• _Information provided_
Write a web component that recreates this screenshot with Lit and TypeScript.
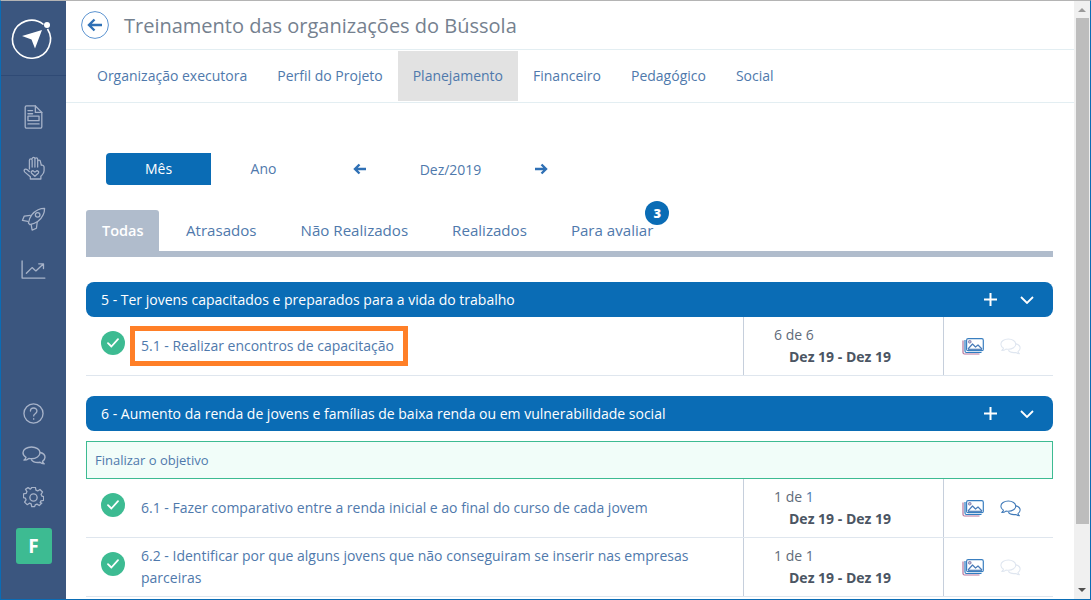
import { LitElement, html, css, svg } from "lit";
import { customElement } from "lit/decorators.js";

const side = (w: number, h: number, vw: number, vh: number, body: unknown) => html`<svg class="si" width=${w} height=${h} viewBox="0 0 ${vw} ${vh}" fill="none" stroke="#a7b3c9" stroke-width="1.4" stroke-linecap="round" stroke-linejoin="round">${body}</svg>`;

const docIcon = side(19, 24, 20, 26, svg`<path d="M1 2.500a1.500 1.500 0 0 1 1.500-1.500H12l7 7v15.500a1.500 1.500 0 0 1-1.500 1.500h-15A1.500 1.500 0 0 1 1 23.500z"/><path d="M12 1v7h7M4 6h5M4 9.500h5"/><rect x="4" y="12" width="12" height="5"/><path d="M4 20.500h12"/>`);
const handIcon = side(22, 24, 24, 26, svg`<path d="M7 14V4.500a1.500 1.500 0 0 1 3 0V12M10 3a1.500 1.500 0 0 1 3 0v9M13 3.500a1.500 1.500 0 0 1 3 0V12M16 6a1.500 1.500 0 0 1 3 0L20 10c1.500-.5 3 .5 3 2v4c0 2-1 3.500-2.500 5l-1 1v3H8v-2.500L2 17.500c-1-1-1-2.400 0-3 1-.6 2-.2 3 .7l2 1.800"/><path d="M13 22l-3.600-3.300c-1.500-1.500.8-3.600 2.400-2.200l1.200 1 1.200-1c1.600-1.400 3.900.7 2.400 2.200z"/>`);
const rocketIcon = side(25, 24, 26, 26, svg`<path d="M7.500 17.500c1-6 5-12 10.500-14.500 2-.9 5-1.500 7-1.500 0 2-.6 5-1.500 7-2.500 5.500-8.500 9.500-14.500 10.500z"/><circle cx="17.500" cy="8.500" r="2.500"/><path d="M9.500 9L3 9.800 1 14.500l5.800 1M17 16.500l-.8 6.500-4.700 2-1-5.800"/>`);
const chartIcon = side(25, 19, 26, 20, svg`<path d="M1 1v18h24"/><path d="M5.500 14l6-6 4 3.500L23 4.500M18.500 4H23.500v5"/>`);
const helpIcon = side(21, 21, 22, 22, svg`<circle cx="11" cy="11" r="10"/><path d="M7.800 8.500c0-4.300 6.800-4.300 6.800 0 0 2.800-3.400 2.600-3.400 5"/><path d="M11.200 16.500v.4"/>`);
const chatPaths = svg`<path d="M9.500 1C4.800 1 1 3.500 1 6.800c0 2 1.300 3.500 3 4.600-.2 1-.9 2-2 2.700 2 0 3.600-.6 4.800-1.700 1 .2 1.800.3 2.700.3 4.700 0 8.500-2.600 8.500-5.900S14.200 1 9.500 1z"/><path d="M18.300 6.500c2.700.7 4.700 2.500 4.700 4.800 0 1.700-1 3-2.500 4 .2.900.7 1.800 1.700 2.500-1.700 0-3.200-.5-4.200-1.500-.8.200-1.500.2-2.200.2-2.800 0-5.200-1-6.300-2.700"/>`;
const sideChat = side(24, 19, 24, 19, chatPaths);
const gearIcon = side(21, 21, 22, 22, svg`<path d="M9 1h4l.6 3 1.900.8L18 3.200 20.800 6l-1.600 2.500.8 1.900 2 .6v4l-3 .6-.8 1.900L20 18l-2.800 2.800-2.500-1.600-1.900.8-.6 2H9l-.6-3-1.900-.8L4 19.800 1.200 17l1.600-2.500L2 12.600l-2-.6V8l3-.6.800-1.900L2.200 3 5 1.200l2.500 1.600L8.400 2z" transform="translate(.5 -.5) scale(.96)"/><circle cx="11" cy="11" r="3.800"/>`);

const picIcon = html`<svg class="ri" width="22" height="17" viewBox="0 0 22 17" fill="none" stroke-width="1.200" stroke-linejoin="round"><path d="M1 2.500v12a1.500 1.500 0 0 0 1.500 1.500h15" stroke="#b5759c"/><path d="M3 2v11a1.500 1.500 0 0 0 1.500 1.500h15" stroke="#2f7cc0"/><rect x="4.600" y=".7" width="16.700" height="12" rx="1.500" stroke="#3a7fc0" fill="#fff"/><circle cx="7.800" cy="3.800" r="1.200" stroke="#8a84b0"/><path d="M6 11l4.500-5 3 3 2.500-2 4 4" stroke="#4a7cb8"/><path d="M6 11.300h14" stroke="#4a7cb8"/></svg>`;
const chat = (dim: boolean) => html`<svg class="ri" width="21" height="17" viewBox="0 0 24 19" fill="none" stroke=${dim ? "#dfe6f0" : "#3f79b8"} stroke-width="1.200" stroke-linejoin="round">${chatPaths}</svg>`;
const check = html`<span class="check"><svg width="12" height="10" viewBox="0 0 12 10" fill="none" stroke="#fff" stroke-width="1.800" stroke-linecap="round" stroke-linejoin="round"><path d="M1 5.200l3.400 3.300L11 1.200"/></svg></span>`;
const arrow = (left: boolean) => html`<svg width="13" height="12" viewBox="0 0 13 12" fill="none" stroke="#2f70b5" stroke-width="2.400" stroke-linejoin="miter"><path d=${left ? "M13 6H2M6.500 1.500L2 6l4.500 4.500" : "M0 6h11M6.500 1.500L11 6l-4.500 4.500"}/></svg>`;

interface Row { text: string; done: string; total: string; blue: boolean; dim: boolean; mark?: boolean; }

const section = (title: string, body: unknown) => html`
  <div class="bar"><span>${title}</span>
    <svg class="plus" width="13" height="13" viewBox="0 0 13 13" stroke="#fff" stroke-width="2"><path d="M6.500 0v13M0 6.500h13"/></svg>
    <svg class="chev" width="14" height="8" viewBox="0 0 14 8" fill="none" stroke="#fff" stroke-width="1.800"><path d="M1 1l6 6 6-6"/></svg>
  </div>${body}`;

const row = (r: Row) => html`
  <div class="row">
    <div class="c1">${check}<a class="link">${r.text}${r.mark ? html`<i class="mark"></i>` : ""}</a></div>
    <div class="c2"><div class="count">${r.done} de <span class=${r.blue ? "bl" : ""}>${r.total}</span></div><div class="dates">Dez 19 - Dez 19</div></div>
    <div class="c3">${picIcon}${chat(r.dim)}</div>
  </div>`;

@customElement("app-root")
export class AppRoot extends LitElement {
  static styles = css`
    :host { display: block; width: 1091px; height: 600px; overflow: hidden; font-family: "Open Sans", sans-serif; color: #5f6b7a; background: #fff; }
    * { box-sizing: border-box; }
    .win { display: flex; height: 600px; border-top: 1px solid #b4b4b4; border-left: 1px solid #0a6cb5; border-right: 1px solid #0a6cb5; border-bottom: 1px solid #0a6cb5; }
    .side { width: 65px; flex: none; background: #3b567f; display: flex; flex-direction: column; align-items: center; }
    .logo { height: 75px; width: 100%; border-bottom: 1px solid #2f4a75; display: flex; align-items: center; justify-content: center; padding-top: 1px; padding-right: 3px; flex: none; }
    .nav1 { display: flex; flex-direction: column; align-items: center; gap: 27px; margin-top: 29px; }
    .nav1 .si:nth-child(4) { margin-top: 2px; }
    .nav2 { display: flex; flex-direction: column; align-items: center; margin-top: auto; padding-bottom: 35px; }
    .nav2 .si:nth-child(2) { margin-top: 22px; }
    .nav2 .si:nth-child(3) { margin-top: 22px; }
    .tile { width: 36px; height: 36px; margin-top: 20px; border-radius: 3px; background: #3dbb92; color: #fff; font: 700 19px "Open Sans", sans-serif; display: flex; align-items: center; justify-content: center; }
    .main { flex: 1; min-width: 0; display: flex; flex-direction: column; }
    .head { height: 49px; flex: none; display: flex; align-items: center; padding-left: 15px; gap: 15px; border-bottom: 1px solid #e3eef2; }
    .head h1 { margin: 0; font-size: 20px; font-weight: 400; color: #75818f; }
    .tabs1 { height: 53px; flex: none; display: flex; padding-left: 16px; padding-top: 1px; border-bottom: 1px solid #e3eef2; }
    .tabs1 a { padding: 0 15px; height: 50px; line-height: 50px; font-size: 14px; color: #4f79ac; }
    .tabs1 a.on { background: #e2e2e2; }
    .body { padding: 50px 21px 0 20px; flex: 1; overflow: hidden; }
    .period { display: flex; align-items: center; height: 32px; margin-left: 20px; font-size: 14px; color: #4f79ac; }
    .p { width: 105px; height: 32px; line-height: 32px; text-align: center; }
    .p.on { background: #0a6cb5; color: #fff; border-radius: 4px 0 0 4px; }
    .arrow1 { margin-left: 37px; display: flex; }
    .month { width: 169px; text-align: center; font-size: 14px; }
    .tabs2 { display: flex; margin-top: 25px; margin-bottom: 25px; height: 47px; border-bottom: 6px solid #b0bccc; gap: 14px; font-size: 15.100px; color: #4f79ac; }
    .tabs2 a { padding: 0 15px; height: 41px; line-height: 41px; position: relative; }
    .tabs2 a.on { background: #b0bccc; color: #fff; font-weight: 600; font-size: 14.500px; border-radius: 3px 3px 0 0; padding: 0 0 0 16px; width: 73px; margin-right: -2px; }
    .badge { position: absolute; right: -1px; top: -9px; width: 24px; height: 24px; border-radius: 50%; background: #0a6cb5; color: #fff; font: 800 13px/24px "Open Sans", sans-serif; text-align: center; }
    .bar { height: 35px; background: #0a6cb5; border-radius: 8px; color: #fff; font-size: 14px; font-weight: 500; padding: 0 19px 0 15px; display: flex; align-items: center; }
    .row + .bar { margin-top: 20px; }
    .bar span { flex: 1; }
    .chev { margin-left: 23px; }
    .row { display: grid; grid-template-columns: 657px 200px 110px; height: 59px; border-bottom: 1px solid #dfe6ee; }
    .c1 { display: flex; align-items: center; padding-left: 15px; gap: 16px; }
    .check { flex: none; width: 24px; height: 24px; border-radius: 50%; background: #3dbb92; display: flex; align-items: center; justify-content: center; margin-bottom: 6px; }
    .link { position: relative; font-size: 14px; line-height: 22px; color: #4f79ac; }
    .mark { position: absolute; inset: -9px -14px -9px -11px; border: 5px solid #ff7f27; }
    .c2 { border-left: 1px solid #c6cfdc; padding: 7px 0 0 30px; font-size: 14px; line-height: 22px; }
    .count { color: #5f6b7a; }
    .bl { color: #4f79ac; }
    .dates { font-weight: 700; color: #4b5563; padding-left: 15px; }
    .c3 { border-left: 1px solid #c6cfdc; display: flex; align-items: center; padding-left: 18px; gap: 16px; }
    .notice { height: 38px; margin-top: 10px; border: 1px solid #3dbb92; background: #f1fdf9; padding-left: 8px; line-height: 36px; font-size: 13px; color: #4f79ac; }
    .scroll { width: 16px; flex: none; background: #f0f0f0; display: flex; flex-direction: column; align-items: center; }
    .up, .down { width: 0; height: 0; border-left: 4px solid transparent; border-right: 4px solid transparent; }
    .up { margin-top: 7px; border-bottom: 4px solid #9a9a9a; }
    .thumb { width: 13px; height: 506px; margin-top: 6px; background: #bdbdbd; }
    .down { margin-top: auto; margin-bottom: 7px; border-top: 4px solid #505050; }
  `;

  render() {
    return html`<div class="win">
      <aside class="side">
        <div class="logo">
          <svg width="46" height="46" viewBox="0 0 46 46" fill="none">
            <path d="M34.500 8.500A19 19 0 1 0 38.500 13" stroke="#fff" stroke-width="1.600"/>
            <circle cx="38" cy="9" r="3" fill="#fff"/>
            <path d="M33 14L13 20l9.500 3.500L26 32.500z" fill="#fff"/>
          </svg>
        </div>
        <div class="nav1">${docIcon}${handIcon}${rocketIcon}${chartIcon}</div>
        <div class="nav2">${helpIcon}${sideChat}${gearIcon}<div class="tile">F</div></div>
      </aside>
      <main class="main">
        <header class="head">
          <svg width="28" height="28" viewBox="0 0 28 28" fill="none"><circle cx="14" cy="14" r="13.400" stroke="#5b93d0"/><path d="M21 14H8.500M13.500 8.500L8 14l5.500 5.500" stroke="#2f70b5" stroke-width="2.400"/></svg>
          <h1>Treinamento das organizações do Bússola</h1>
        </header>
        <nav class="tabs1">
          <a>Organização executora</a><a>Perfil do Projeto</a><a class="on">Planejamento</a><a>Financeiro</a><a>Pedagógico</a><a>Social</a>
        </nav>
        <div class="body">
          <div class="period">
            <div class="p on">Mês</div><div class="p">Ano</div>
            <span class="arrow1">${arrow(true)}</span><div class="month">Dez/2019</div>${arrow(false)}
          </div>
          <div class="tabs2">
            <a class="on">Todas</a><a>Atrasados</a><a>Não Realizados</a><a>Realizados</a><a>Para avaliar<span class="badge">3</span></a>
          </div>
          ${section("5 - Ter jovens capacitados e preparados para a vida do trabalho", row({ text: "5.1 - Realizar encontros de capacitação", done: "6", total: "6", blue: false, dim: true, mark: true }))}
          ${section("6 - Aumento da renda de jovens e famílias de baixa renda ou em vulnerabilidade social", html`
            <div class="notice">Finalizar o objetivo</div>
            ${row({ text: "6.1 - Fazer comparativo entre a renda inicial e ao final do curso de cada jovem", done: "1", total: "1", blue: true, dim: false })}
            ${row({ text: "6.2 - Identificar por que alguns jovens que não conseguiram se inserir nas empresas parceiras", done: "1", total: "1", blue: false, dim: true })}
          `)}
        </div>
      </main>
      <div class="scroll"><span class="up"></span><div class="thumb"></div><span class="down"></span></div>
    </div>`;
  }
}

• _Work instructions_
Please quote the lines of the material, beginning with the first and ending with the one that contains "number, body: unknown)", exactly as written and without any pictures.

• _Response to the task_
Write a web component that recreates this screenshot with Lit and TypeScript.
import { LitElement, html, css, svg } from "lit";
import { customElement } from "lit/decorators.js";

const side = (w: number, h: number, vw: number, vh: number, body: unknown) => html`<svg class="si" width=${w} height=${h} viewBox="0 0 ${vw} ${vh}" fill="none" stroke="#a7b3c9" stroke-width="1.4" stroke-linecap="round" stroke-linejoin="round">${body}</svg>`;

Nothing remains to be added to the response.